El aspecto positivo de Corea nos muestra con clara evidencia que la educación es un motor muy poderoso de desarrollo cuando todos le asignan un lugar prioritario. El aspecto negativo señala los riesgos de llevarlo a un extremo.
Volviendo a nuestro país, hace unas semanas el diario Clarín publicó una encuesta de opinión pública en la que detalla que apenas un 15 % de los argentinos cree que la educación es uno de los principales problemas de nuestro país. Asimismo, en el ranking de problemas más importantes, la educación aparece recién en el octavo lugar, eclipsada por la inseguridad, la inflación, el desempleo y la corrupción.

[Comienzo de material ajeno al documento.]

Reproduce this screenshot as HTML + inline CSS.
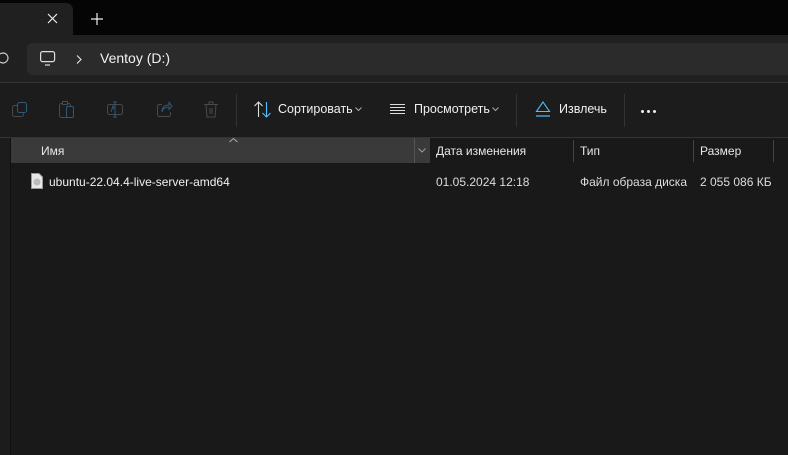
<!DOCTYPE html>
<html><head><meta charset="utf-8"><style>
*{margin:0;padding:0;box-sizing:border-box}
body{width:788px;height:455px;background:#191919;font-family:"Segoe UI","Liberation Sans",sans-serif;color:#fff;position:relative;overflow:hidden;font-size:12px}
.a{position:absolute}
svg{position:absolute;overflow:visible}
</style></head><body>
<div class="a" style="left:0;top:0;width:788px;height:35px;background:#050505"></div>
<div class="a" style="left:0;top:3px;width:73px;height:32px;background:#202020;border-top-right-radius:7px"></div>
<svg style="left:47px;top:13px" width="11" height="11"><path d="M1 1L10 10M10 1L1 10" stroke="#eee" stroke-width="1.2"/></svg>
<svg style="left:91px;top:13px" width="12" height="12"><path d="M6 0V12M0 6H12" stroke="#eee" stroke-width="1.2"/></svg>
<div class="a" style="left:0;top:35px;width:788px;height:47px;background:#202020"></div>
<div class="a" style="left:27px;top:43px;width:761px;height:32px;background:#2b2b2b;border-radius:5px 0 0 5px"></div>
<svg style="left:0;top:52px" width="6" height="12"><path d="M0 2A5 5 0 1 1 0 10" stroke="#ccc" fill="none" stroke-width="1.2"/></svg>
<svg style="left:40px;top:51px" width="16" height="15"><rect x="0.6" y="0.6" width="14" height="10" rx="2" stroke="#ddd" fill="none" stroke-width="1.2"/><path d="M5 14H10" stroke="#ddd" stroke-width="1.2"/></svg>
<svg style="left:76px;top:55px" width="6" height="9"><path d="M1 0.5L5 4.5L1 8.5" stroke="#ddd" fill="none" stroke-width="1.2"/></svg>
<div class="a" style="left:100px;top:50px;font-size:14px;color:#f2f2f2">Ventoy (D:)</div>
<div class="a" style="left:0;top:82px;width:788px;height:1px;background:#333"></div>
<div class="a" style="left:0;top:83px;width:788px;height:54px;background:#1c1c1c"></div>
<svg style="left:12px;top:102px" width="16" height="16"><rect x="0.5" y="3.5" width="11" height="11" rx="2" stroke="#4a4a4a" fill="none"/><rect x="5.5" y="0.5" width="9" height="10" rx="2" stroke="#2c5a78" fill="#1c1c1c"/></svg>
<svg style="left:59px;top:101px" width="16" height="18"><rect x="0.5" y="2.5" width="11" height="14" rx="2" stroke="#4a4a4a" fill="none"/><rect x="3.5" y="0.5" width="5" height="3" stroke="#4a4a4a" fill="#1c1c1c"/><rect x="7.5" y="5.5" width="7" height="11" rx="1" stroke="#2c5a78" fill="#1c1c1c"/></svg>
<svg style="left:107px;top:101px" width="17" height="18"><rect x="0.5" y="3.5" width="15" height="10" rx="2" stroke="#4a4a4a" fill="none"/><path d="M8 1V16M6 1H10M6 16H10M4 11L6 5L7 8" stroke="#2c5a78" fill="none"/></svg>
<svg style="left:157px;top:101px" width="16" height="17"><path d="M5 3.5H2.5Q0.5 3.5 0.5 5.5V13.5Q0.5 15.5 2.5 15.5H11.5Q13.5 15.5 13.5 13.5V11" stroke="#4a4a4a" fill="none"/><path d="M5 11Q6 6 12 6V8.5L15 5L12 1.5V4Q5 4 5 11Z" stroke="#2c5a78" fill="none"/></svg>
<svg style="left:204px;top:101px" width="15" height="17"><path d="M0 3.5H14M5 3.5V1H9V3.5M2 3.5L3 16H11L12 3.5M6 7V13M8 7V13" stroke="#4a4a4a" fill="none"/></svg>
<div class="a" style="left:236px;top:94px;width:1px;height:33px;background:#333"></div>
<svg style="left:254px;top:101px" width="18" height="17"><path d="M4.5 16V1M0.5 5L4.5 1L8.5 5" stroke="#ddd" fill="none" stroke-width="1.1"/><path d="M12.5 1V16M8.5 12L12.5 16L16.5 12" stroke="#4cc2ff" fill="none" stroke-width="1.1"/></svg>
<div class="a" style="left:278px;top:102px;font-size:12.5px;color:#f0f0f0">Сортировать</div>
<svg style="left:355px;top:107px" width="7" height="5"><path d="M0.5 0.5L3.5 3.5L6.5 0.5" stroke="#aaa" fill="none"/></svg>
<div class="a" style="left:516px;top:94px;width:1px;height:33px;background:#333"></div>
<svg style="left:390px;top:104px" width="15" height="11"><path d="M0 0.5H15M0 3.5H15M0 6.5H15M0 9.5H15" stroke="#ddd"/></svg>
<div class="a" style="left:414px;top:102px;font-size:12.5px;color:#f0f0f0">Просмотреть</div>
<svg style="left:492px;top:107px" width="7" height="5"><path d="M0.5 0.5L3.5 3.5L6.5 0.5" stroke="#aaa" fill="none"/></svg>
<svg style="left:535px;top:101px" width="16" height="16"><path d="M8 1L14.5 10.5H1.5Z" stroke="#4cc2ff" fill="none" stroke-width="1.1"/><path d="M1 15H15" stroke="#4cc2ff" stroke-width="1.2"/></svg>
<div class="a" style="left:559px;top:102px;font-size:12.5px;color:#f0f0f0">Извлечь</div>
<div class="a" style="left:624px;top:94px;width:1px;height:33px;background:#333"></div>
<div class="a" style="left:641px;top:110px;width:3px;height:3px;background:#eee;border-radius:50%;box-shadow:6px 0 #eee,12px 0 #eee"></div>
<div class="a" style="left:0;top:137px;width:788px;height:1px;background:#333"></div>
<div class="a" style="left:0;top:138px;width:10px;height:317px;background:#1c1c1c"></div>
<div class="a" style="left:10px;top:138px;width:1px;height:317px;background:#111"></div>
<div class="a" style="left:11px;top:138px;width:419px;height:25px;background:#3a3a3a"></div>
<div class="a" style="left:414px;top:138px;width:1px;height:25px;background:#555"></div>
<svg style="left:229px;top:138px" width="9" height="5"><path d="M0.5 4L4.5 0.5L8.5 4" stroke="#aaa" fill="none"/></svg>
<svg style="left:418px;top:148px" width="8" height="5"><path d="M0.5 0.5L4 4L7.5 0.5" stroke="#999" fill="none"/></svg>
<div class="a" style="left:41px;top:144px;color:#e8e8e8">Имя</div>
<div class="a" style="left:573px;top:140px;width:1px;height:22px;background:#444"></div>
<div class="a" style="left:693px;top:140px;width:1px;height:22px;background:#444"></div>
<div class="a" style="left:773px;top:140px;width:1px;height:22px;background:#444"></div>
<div class="a" style="left:436px;top:144px;color:#e8e8e8">Дата изменения</div>
<div class="a" style="left:580px;top:144px;color:#e8e8e8">Тип</div>
<div class="a" style="left:700px;top:144px;color:#e8e8e8">Размер</div>
<svg style="left:31px;top:173px" width="12" height="16"><path d="M0.5 0.5H8L11.5 4V15.5H0.5Z" fill="#e8e8e8" stroke="#999"/><circle cx="6" cy="9" r="3.5" fill="#bbb"/></svg>
<div class="a" style="left:49px;top:175px;color:#f0f0f0">ubuntu-22.04.4-live-server-amd64</div>
<div class="a" style="left:436px;top:175px;color:#ddd">01.05.2024 12:18</div>
<div class="a" style="left:580px;top:175px;color:#ddd">Файл образа диска</div>
<div class="a" style="left:700px;top:175px;color:#ddd">2 055 086 КБ</div>
</body></html>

En el mismo artículo también citan a varios expertos en materia educativa que presentan diferentes causas e interpretaciones de esta situación, pero en el fondo todos coinciden en lo mismo: mejorar la calidad de la educación demanda urgencia, pero no es un tema prioritario en la Argentina. No lo es para la agenda política ni lo es para la población en general. Y este descuido de prioridades coincide con un profundo deterioro de la calidad educativa, que quedó en evidencia en los últimos exámenes PISA, la vara externa y objetiva que nos mostró dónde estamos parados realmente.
La realidad es que en la Argentina nos debemos una reflexión profunda sobre la importancia de entender la educación como prioridad y para esto puede ser útil conocer las virtudes y los defectos de un país en donde ocurre exactamente lo inverso y la educación es una obsesión nacional del gobierno y de los ciudadanos.